Question

A well of diameter 3 m is dug 14 m deep. The earth taken out of it has been spread evenly all around the well in the shape of a circular ring of width 4 m to form an embankment. Find the height of the embankment.

Hint:

To find the volume of a cylindrical ring, subtract the volume of the smaller cylinder from the volume of the larger cylinder.

Answer 1

The volume of the earth dug out of the well is the volume of a cylinder with radius \( r = \frac{3}{2} = 1.5 \, \text{m} \) and height \( h = 14 \, \text{m} \).

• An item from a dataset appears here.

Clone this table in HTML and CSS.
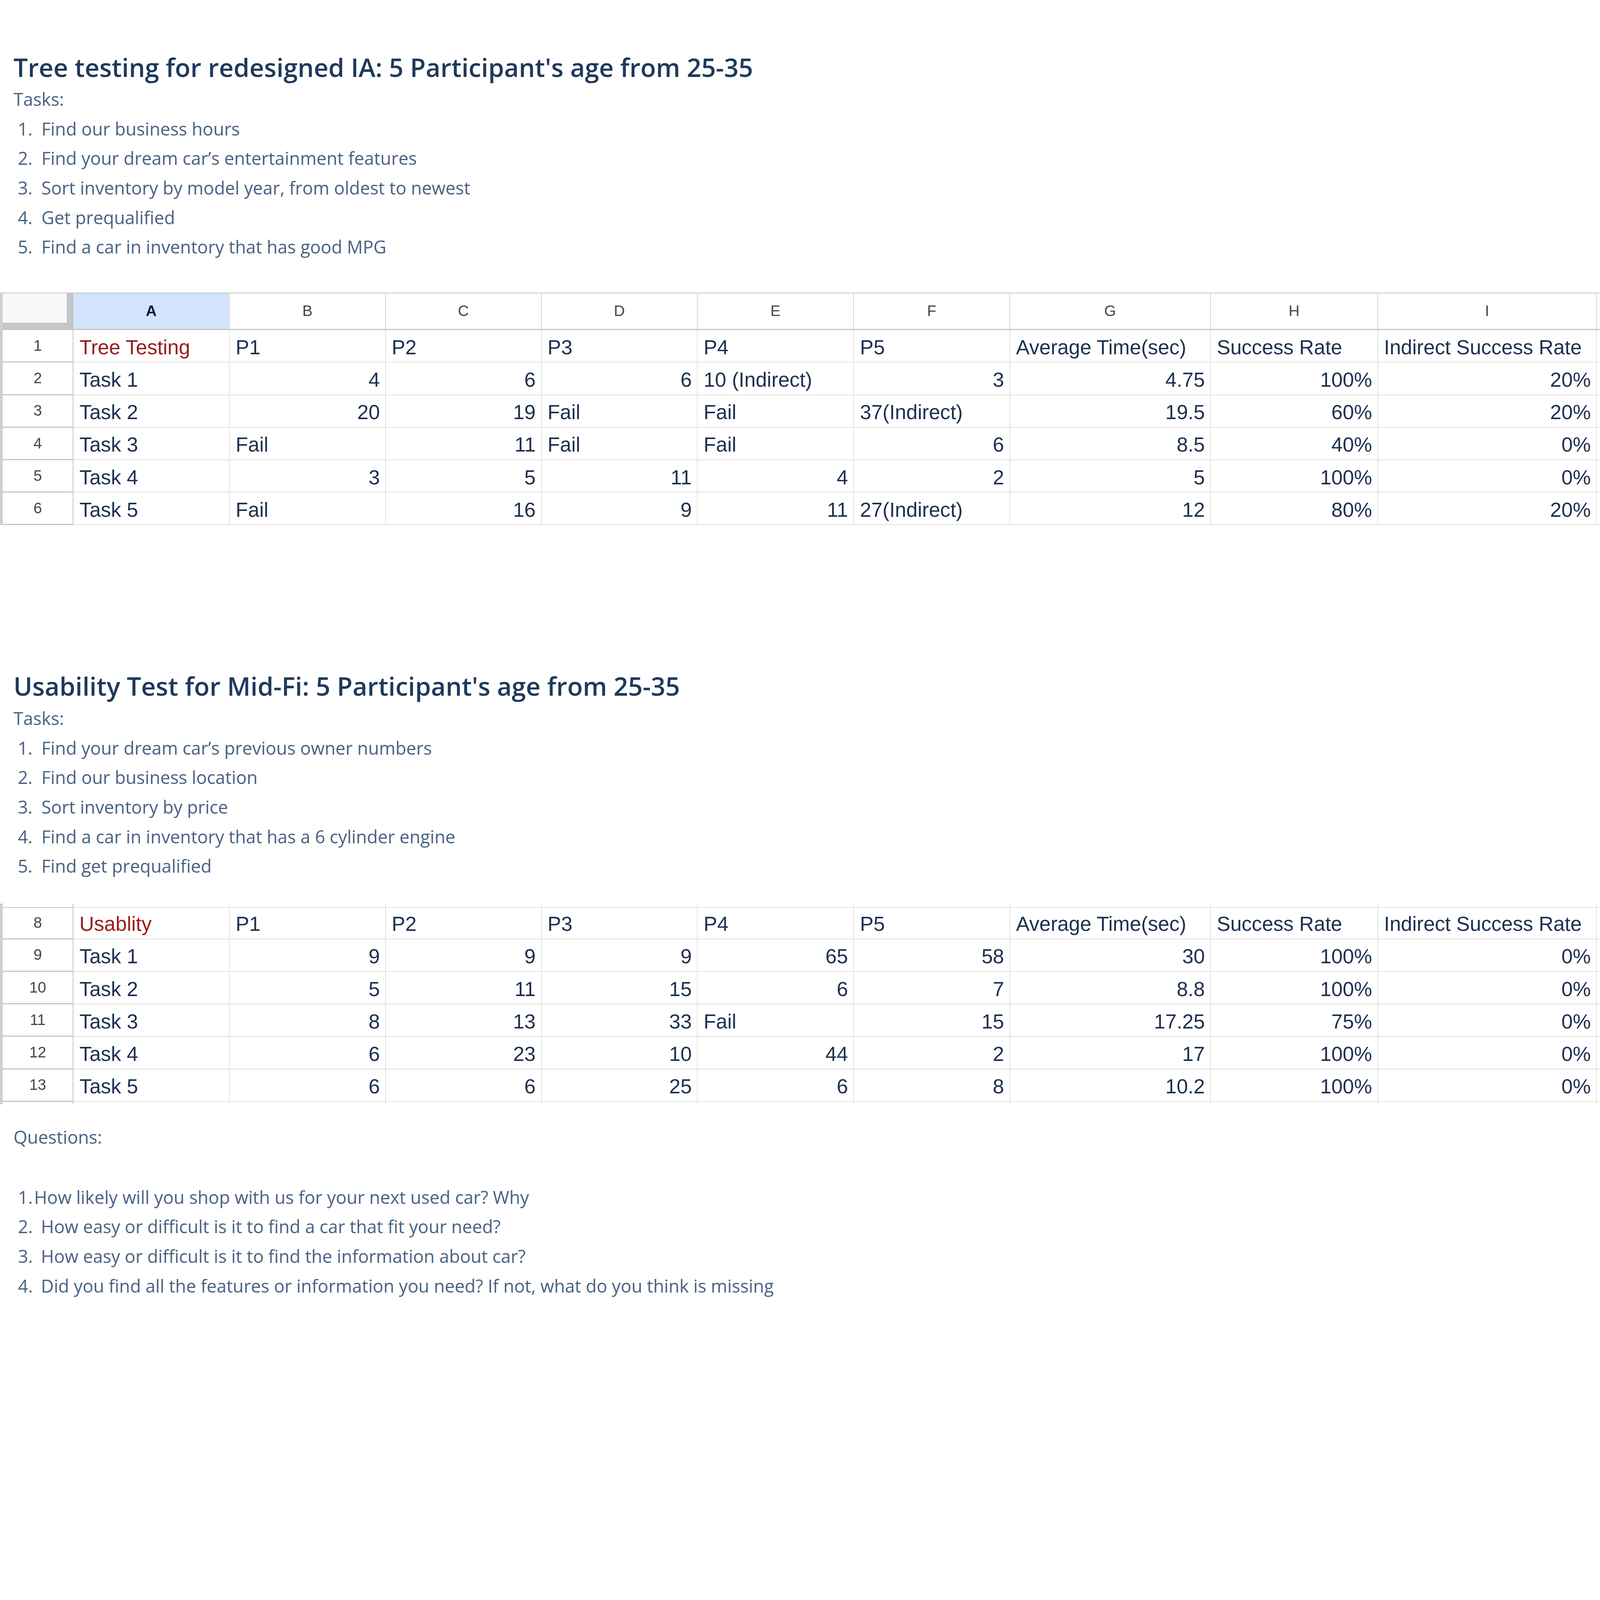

The volume \( V_{\text{well}} \) is given by: \[ V_{\text{well}} = \pi r^2 h = 3.14 \times (1.5)^2 \times 14 = 3.14 \times 2.25 \times 14 = 99.78 \, \text{m}^3. \]
Step 1: The earth is spread in the form of a circular ring, where the inner radius is \( r = 1.5 \, \text{m} \), and the outer radius is \( r + 4 = 1.5 + 4 = 5.5 \, \text{m} \). The volume \( V_{\text{ring}} \) of the embankment is the volume of the cylindrical ring, given by: \[ V_{\text{ring}} = \pi \left( (r + 4)^2 - r^2 \right) h_{\text{embankment}}. \] Substitute the values: \[ V_{\text{ring}} = 3.14 \left( (5.5)^2 - (1.5)^2 \right) h_{\text{embankment}} = 3.14 \left( 30.25 - 2.25 \right) h_{\text{embankment}} = 3.14 \times 28 h_{\text{embankment}}. \]
Step 2: We know that the volume of the earth dug out is the same as the volume of the embankment, so: \[ 99.78 = 3.14 \times 28 \times h_{\text{embankment}}. \] Solve for \( h_{\text{embankment}} \): \[ h_{\text{embankment}} = \frac{99.78}{3.14 \times 28} = \frac{99.78}{87.92} \approx 1.13 \, \text{m}. \]
Conclusion: The height of the embankment is approximately \( 1.13 \, \text{m} \).